> [Raw records]
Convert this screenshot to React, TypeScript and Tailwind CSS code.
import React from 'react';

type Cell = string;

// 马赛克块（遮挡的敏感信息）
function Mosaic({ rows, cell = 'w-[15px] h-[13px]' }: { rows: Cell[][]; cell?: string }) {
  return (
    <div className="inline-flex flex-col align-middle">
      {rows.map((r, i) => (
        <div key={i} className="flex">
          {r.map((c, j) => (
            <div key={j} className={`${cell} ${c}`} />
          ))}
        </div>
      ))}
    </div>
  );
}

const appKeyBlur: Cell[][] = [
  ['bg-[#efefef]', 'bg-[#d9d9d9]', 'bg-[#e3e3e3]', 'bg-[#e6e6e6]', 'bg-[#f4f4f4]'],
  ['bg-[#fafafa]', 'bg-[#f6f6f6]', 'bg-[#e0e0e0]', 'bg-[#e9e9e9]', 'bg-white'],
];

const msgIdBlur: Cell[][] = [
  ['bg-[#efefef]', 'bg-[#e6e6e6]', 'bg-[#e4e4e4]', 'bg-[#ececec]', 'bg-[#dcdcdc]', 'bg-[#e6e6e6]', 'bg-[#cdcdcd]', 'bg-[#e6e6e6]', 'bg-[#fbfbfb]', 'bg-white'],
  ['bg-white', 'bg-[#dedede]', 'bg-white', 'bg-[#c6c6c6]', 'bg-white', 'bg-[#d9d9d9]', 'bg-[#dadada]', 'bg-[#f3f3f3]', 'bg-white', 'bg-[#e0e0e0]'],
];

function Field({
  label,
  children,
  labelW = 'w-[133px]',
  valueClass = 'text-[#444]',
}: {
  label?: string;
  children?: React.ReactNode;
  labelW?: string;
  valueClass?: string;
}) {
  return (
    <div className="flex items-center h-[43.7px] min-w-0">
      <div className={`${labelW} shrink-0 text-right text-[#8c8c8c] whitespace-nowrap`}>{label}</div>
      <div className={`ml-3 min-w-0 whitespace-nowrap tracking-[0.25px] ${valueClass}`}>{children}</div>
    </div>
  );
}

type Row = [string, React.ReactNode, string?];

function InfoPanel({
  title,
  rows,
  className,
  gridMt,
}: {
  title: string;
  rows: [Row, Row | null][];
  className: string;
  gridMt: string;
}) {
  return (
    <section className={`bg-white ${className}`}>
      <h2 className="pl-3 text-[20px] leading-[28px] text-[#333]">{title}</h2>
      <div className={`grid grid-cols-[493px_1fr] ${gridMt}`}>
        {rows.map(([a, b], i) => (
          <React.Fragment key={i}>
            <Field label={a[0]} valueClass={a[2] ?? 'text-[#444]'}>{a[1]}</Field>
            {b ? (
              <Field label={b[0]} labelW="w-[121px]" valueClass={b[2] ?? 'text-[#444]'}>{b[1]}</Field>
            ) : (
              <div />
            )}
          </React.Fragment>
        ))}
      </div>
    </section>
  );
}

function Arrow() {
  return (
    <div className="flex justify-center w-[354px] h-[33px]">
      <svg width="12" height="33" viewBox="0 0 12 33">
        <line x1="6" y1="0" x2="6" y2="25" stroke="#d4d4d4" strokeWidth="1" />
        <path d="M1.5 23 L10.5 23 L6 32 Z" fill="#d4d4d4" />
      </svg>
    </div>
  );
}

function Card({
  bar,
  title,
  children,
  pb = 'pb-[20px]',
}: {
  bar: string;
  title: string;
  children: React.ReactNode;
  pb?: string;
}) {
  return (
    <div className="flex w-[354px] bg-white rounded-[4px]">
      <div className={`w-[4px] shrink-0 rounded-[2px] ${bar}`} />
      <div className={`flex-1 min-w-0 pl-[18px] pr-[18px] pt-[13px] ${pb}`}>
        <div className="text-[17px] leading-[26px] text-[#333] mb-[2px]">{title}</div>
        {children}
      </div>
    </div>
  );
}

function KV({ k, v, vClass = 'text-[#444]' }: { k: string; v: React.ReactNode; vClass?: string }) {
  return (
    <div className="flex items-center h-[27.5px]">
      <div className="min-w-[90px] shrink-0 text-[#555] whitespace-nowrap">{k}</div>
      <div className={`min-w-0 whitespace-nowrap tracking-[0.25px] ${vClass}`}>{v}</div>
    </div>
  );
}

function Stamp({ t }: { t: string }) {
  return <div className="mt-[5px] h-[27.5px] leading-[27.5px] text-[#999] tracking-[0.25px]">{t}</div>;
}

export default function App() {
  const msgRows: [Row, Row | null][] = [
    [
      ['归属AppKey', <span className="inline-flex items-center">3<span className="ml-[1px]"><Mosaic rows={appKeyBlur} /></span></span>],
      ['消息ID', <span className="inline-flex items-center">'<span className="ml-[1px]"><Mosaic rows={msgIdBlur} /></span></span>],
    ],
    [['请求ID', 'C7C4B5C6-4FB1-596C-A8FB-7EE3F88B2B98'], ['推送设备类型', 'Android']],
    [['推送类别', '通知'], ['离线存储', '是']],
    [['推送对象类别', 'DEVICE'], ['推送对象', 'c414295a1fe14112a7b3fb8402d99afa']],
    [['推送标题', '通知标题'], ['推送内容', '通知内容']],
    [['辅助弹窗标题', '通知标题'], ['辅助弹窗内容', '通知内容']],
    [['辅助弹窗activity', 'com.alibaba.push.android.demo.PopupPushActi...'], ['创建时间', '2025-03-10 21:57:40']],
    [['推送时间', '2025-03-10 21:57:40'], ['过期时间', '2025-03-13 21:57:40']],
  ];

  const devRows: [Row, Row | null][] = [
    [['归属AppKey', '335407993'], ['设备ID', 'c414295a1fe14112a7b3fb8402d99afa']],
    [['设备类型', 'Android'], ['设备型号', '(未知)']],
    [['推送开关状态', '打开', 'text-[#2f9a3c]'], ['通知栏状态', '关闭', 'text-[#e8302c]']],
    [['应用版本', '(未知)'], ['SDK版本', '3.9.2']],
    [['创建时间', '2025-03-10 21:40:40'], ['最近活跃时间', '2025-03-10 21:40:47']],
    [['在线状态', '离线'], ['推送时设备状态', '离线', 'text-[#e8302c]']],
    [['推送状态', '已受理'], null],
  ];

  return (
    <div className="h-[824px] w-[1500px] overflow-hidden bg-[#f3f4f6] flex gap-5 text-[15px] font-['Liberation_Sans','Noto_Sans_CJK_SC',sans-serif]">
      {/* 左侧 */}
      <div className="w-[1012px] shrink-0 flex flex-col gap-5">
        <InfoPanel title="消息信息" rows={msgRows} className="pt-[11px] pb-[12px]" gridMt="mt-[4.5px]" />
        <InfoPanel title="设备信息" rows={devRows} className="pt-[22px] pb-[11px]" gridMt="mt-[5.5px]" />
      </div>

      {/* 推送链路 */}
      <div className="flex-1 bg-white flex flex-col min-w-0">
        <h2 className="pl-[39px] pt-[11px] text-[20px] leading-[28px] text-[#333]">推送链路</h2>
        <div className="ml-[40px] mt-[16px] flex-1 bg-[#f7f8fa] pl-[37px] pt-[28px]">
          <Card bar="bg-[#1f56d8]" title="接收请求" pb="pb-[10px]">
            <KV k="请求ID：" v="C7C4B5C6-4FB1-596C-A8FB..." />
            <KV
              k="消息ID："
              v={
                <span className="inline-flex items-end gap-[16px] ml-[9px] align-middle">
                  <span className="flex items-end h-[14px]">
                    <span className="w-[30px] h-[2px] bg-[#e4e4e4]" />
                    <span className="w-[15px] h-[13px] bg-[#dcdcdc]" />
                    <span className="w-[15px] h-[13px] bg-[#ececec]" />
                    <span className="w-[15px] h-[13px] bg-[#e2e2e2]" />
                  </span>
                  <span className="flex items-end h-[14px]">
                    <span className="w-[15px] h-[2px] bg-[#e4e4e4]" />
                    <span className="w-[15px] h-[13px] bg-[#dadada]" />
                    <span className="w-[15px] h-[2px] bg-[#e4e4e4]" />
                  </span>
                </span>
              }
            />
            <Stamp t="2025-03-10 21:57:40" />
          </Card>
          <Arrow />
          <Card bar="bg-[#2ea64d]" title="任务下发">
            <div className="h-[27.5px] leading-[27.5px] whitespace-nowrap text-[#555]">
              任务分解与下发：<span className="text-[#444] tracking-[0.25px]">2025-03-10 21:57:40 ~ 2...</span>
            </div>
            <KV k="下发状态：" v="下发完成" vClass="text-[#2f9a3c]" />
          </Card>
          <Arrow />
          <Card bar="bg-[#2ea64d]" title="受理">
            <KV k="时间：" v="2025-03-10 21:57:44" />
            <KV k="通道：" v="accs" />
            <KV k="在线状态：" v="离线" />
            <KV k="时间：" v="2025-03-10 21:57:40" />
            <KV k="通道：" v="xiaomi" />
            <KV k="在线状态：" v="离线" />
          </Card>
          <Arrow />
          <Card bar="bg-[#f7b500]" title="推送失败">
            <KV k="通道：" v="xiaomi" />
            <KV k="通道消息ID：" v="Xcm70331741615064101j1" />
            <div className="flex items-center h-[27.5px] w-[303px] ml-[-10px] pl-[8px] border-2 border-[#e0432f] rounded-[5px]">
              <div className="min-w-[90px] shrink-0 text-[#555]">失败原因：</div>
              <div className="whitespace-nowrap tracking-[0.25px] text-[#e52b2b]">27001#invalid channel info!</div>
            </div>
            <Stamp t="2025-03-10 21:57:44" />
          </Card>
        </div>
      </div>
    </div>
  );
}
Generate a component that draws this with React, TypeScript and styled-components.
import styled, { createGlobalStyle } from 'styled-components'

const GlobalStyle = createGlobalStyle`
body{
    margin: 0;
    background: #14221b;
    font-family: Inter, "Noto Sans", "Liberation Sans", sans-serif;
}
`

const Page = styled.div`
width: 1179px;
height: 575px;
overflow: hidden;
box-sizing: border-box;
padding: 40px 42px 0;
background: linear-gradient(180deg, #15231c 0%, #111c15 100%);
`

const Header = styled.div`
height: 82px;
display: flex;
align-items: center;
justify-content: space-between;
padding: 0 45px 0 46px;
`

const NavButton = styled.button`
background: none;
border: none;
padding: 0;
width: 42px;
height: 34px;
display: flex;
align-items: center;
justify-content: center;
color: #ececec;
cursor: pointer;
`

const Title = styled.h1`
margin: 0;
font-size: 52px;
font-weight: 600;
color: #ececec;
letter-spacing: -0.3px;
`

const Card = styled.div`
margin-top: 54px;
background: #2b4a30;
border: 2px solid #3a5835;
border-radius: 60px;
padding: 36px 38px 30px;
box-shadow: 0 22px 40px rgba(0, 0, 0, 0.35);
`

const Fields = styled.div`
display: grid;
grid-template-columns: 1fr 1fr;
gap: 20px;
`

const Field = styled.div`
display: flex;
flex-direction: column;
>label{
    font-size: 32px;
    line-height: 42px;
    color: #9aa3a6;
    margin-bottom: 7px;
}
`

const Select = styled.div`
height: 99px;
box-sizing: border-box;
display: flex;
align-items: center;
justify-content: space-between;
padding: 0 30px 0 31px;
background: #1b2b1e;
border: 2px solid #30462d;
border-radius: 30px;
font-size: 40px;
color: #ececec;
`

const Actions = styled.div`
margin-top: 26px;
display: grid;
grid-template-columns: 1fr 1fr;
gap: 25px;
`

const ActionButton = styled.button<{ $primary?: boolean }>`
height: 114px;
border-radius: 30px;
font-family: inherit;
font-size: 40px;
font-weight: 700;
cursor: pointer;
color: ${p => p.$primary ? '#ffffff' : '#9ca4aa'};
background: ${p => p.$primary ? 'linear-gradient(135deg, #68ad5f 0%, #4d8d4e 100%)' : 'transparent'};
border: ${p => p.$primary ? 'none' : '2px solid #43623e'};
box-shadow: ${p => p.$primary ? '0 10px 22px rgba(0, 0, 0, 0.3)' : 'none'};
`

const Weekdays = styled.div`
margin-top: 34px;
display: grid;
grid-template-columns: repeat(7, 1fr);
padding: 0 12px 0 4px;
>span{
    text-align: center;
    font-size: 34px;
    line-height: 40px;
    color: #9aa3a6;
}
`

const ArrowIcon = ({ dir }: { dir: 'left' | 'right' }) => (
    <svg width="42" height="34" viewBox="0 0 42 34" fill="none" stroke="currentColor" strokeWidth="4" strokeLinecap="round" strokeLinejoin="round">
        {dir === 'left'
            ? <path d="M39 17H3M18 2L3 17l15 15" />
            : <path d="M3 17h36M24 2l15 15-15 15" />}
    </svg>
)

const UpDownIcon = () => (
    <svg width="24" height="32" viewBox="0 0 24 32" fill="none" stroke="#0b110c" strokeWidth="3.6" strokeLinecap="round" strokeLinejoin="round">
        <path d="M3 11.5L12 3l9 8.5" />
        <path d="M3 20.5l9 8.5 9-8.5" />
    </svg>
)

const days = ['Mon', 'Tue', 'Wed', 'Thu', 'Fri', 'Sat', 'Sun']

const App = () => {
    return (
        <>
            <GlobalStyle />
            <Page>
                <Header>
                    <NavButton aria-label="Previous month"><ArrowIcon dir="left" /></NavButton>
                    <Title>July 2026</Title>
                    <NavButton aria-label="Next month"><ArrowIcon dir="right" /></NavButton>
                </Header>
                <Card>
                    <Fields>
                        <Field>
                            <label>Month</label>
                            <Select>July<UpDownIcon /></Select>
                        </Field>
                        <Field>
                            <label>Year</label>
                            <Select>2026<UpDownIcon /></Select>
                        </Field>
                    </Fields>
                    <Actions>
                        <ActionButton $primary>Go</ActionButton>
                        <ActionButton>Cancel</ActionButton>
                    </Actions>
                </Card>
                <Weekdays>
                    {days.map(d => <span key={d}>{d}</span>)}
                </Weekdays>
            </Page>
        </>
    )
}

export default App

> [What you need to do] In the listing above, please print only the lines from the first one to the line where "type Row = [string, React.ReactNode, string?];" appears, exactly as written, both of those lines included.

> [Finished task]
Convert this screenshot to React, TypeScript and Tailwind CSS code.
import React from 'react';

type Cell = string;

// 马赛克块（遮挡的敏感信息）
function Mosaic({ rows, cell = 'w-[15px] h-[13px]' }: { rows: Cell[][]; cell?: string }) {
  return (
    <div className="inline-flex flex-col align-middle">
      {rows.map((r, i) => (
        <div key={i} className="flex">
          {r.map((c, j) => (
            <div key={j} className={`${cell} ${c}`} />
          ))}
        </div>
      ))}
    </div>
  );
}

const appKeyBlur: Cell[][] = [
  ['bg-[#efefef]', 'bg-[#d9d9d9]', 'bg-[#e3e3e3]', 'bg-[#e6e6e6]', 'bg-[#f4f4f4]'],
  ['bg-[#fafafa]', 'bg-[#f6f6f6]', 'bg-[#e0e0e0]', 'bg-[#e9e9e9]', 'bg-white'],
];

const msgIdBlur: Cell[][] = [
  ['bg-[#efefef]', 'bg-[#e6e6e6]', 'bg-[#e4e4e4]', 'bg-[#ececec]', 'bg-[#dcdcdc]', 'bg-[#e6e6e6]', 'bg-[#cdcdcd]', 'bg-[#e6e6e6]', 'bg-[#fbfbfb]', 'bg-white'],
  ['bg-white', 'bg-[#dedede]', 'bg-white', 'bg-[#c6c6c6]', 'bg-white', 'bg-[#d9d9d9]', 'bg-[#dadada]', 'bg-[#f3f3f3]', 'bg-white', 'bg-[#e0e0e0]'],
];

function Field({
  label,
  children,
  labelW = 'w-[133px]',
  valueClass = 'text-[#444]',
}: {
  label?: string;
  children?: React.ReactNode;
  labelW?: string;
  valueClass?: string;
}) {
  return (
    <div className="flex items-center h-[43.7px] min-w-0">
      <div className={`${labelW} shrink-0 text-right text-[#8c8c8c] whitespace-nowrap`}>{label}</div>
      <div className={`ml-3 min-w-0 whitespace-nowrap tracking-[0.25px] ${valueClass}`}>{children}</div>
    </div>
  );
}

type Row = [string, React.ReactNode, string?];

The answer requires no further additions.